As I write this, events are still being planned and finalized. But as they come together, I’ll be sure to update my website and Facebook pages.
Is there any other advice you'd like to pass on to others pursuing publication? Anything you would have done differently?
Find your people. The critique partners and beta readers who get your stories. The friends who will listen to you whine about getting shot down at acquisitions. The ones who will send you random gifs of Zach Morris when you’re having a crappy day. They’ll make this journey a hundred times more bearable. Sometimes they’ll even make it fun.
If I had a time machine, I’d go back to 1992 and tell my fifth-grade self to rethink that whole pink polka-dotted overalls look. Then I’d fast forward to 2013 and 2014 and tell my Without Borders-writing self to trust my gut. When I first started writing, I tried to take every bit of advice and incorporate every suggestion. Yeah, maybe that version of the story had no passive voice or adverbs or whatever. But it also had no voice. Since then I’ve learned to trust myself and let my voice shine through—even if that means it’s flawed and has more “to be” verbs than some prefer.

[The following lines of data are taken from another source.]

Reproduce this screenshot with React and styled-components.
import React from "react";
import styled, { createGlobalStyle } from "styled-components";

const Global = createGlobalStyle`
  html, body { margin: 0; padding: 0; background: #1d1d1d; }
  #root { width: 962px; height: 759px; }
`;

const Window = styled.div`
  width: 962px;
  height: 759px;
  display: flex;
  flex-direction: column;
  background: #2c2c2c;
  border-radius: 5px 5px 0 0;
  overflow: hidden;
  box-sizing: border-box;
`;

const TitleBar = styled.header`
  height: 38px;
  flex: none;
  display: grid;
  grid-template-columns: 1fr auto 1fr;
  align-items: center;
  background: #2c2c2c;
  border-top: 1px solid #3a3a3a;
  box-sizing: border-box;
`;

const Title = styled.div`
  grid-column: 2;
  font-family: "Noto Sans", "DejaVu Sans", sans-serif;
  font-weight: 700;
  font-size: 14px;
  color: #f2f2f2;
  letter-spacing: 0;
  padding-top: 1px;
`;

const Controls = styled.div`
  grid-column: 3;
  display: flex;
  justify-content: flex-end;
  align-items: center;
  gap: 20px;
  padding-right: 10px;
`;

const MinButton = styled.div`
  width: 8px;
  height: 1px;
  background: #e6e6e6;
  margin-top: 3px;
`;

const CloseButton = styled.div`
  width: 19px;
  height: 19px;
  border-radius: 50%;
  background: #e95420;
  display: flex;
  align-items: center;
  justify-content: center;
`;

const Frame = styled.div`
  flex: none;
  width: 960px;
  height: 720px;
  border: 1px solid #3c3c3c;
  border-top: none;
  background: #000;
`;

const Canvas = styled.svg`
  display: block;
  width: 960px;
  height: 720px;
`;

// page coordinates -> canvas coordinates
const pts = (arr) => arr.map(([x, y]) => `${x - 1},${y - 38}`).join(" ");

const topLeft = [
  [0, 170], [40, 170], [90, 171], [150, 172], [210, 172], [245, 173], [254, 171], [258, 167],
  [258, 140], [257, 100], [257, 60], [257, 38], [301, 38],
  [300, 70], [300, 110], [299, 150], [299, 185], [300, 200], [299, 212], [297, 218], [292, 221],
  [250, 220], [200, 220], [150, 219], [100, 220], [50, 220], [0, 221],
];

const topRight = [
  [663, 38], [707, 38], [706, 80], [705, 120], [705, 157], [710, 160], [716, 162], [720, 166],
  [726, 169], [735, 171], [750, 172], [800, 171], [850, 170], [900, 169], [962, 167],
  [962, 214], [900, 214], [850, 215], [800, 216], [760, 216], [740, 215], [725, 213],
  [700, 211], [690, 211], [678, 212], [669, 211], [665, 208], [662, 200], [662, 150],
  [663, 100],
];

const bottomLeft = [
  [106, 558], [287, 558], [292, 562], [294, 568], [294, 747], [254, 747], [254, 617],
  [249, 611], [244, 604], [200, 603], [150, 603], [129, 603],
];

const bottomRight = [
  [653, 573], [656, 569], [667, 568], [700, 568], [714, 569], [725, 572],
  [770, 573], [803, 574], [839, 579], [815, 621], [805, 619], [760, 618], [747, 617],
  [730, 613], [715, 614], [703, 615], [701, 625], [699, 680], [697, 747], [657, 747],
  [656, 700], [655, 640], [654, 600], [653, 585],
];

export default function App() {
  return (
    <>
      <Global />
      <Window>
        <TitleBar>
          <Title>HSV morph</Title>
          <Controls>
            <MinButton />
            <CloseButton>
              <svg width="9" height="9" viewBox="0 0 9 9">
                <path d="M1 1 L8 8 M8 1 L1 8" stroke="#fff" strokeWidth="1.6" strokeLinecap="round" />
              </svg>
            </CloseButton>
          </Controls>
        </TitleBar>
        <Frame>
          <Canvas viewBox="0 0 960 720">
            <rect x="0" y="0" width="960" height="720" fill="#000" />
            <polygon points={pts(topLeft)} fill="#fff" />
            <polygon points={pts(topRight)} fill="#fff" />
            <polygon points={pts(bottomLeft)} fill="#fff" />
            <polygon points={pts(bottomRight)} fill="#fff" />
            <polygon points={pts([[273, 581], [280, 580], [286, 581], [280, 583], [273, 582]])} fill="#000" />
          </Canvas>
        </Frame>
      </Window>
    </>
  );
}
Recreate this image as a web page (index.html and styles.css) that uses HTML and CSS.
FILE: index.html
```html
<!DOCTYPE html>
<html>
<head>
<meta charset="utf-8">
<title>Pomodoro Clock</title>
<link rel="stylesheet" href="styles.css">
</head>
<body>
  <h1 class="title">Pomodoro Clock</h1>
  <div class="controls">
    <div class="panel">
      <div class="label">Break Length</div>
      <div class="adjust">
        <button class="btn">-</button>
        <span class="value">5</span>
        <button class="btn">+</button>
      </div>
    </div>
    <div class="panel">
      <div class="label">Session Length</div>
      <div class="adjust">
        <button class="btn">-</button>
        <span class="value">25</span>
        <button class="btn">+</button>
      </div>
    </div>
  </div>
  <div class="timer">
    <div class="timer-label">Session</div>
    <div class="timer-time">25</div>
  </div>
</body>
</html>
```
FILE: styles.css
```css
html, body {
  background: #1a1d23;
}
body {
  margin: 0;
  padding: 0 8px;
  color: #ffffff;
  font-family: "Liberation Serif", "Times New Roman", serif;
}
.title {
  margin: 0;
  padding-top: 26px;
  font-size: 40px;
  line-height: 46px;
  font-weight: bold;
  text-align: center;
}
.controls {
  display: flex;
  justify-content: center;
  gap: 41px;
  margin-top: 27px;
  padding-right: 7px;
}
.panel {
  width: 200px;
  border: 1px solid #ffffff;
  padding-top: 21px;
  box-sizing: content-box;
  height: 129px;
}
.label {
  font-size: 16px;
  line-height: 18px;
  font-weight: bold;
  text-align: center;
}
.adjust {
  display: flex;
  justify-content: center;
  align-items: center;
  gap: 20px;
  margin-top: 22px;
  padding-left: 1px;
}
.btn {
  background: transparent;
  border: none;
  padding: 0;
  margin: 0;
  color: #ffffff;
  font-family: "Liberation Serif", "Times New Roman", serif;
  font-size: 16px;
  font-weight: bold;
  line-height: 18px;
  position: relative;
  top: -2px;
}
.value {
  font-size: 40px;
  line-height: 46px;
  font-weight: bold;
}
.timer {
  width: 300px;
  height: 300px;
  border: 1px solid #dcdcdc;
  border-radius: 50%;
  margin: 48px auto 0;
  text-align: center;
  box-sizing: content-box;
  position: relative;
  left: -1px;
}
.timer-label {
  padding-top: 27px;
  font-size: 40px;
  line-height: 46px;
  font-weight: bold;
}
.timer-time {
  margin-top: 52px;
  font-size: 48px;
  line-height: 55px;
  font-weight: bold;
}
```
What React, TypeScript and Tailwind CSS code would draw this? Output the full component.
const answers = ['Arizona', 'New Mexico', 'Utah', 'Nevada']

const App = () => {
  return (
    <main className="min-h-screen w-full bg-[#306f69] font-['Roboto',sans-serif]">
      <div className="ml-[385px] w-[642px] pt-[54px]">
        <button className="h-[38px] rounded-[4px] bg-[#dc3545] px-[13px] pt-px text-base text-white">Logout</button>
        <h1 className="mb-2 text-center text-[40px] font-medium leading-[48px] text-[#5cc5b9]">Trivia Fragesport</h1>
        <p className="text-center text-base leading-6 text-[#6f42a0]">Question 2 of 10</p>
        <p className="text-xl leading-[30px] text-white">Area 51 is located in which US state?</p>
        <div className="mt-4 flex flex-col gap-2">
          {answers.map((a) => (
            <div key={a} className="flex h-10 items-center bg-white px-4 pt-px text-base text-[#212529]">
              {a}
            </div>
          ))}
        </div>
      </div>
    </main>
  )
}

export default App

My stories are better for it.
And, just for fun, which other YA hero/heroine from a different book/series would your main character Annie most like to go on vacation with?
Cath from Rainbow Rowell’s Fangirl. I think they’d bond over what it means to leave an ill parent behind to pursue their own dreams. And Cath is just a kickass character all around.
Thank you so much for your participation in this Wednesday Debut Interview!
Cool sounding book. Congratulations.